- **Problem description**: Exactly repeat the material, dropping every picture from the copy.

- **Source data**:
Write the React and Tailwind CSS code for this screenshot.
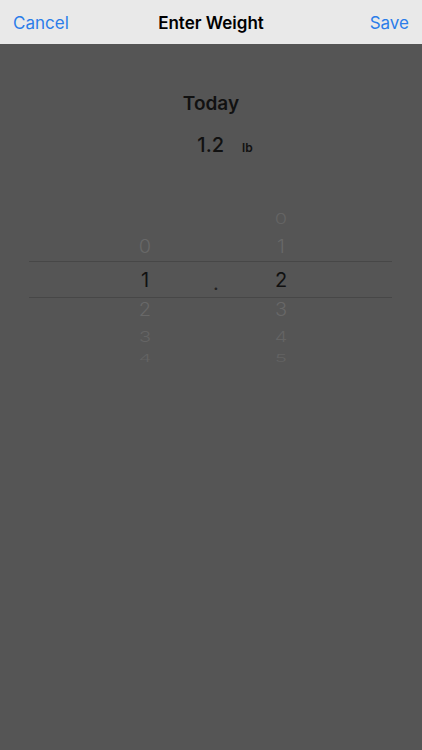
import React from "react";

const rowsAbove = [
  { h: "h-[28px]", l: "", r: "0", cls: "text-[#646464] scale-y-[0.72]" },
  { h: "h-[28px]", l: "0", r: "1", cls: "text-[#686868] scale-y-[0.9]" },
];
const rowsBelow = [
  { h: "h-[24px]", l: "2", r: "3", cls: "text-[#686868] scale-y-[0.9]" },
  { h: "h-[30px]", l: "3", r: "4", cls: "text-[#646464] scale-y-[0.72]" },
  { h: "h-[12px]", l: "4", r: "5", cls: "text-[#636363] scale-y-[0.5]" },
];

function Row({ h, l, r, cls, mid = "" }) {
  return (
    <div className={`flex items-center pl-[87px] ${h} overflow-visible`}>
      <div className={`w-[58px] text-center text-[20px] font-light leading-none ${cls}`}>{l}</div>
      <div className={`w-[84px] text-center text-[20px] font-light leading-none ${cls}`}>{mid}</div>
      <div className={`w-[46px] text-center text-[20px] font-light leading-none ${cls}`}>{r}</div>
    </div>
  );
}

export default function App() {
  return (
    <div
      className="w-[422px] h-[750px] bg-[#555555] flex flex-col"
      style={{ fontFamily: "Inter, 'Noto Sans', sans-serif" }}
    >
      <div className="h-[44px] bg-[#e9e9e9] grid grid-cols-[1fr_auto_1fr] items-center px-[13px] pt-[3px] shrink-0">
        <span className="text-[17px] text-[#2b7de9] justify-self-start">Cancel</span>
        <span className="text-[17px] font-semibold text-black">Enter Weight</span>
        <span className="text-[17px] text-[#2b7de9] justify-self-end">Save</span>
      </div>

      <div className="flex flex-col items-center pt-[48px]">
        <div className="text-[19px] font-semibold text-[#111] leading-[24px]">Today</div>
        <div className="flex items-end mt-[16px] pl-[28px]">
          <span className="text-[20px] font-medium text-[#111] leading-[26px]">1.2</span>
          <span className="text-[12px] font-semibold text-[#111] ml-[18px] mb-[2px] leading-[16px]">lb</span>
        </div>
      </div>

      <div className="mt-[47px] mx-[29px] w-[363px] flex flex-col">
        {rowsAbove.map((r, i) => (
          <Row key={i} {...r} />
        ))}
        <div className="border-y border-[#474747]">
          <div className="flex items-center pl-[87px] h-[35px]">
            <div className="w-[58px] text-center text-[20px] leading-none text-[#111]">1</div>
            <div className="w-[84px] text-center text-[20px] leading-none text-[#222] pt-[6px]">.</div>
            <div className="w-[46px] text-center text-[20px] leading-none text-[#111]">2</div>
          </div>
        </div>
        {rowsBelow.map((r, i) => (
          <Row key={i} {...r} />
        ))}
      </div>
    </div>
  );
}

- **Correct response**:
Write the React and Tailwind CSS code for this screenshot.
import React from "react";

const rowsAbove = [
  { h: "h-[28px]", l: "", r: "0", cls: "text-[#646464] scale-y-[0.72]" },
  { h: "h-[28px]", l: "0", r: "1", cls: "text-[#686868] scale-y-[0.9]" },
];
const rowsBelow = [
  { h: "h-[24px]", l: "2", r: "3", cls: "text-[#686868] scale-y-[0.9]" },
  { h: "h-[30px]", l: "3", r: "4", cls: "text-[#646464] scale-y-[0.72]" },
  { h: "h-[12px]", l: "4", r: "5", cls: "text-[#636363] scale-y-[0.5]" },
];

function Row({ h, l, r, cls, mid = "" }) {
  return (
    <div className={`flex items-center pl-[87px] ${h} overflow-visible`}>
      <div className={`w-[58px] text-center text-[20px] font-light leading-none ${cls}`}>{l}</div>
      <div className={`w-[84px] text-center text-[20px] font-light leading-none ${cls}`}>{mid}</div>
      <div className={`w-[46px] text-center text-[20px] font-light leading-none ${cls}`}>{r}</div>
    </div>
  );
}

export default function App() {
  return (
    <div
      className="w-[422px] h-[750px] bg-[#555555] flex flex-col"
      style={{ fontFamily: "Inter, 'Noto Sans', sans-serif" }}
    >
      <div className="h-[44px] bg-[#e9e9e9] grid grid-cols-[1fr_auto_1fr] items-center px-[13px] pt-[3px] shrink-0">
        <span className="text-[17px] text-[#2b7de9] justify-self-start">Cancel</span>
        <span className="text-[17px] font-semibold text-black">Enter Weight</span>
        <span className="text-[17px] text-[#2b7de9] justify-self-end">Save</span>
      </div>

      <div className="flex flex-col items-center pt-[48px]">
        <div className="text-[19px] font-semibold text-[#111] leading-[24px]">Today</div>
        <div className="flex items-end mt-[16px] pl-[28px]">
          <span className="text-[20px] font-medium text-[#111] leading-[26px]">1.2</span>
          <span className="text-[12px] font-semibold text-[#111] ml-[18px] mb-[2px] leading-[16px]">lb</span>
        </div>
      </div>

      <div className="mt-[47px] mx-[29px] w-[363px] flex flex-col">
        {rowsAbove.map((r, i) => (
          <Row key={i} {...r} />
        ))}
        <div className="border-y border-[#474747]">
          <div className="flex items-center pl-[87px] h-[35px]">
            <div className="w-[58px] text-center text-[20px] leading-none text-[#111]">1</div>
            <div className="w-[84px] text-center text-[20px] leading-none text-[#222] pt-[6px]">.</div>
            <div className="w-[46px] text-center text-[20px] leading-none text-[#111]">2</div>
          </div>
        </div>
        {rowsBelow.map((r, i) => (
          <Row key={i} {...r} />
        ))}
      </div>
    </div>
  );
}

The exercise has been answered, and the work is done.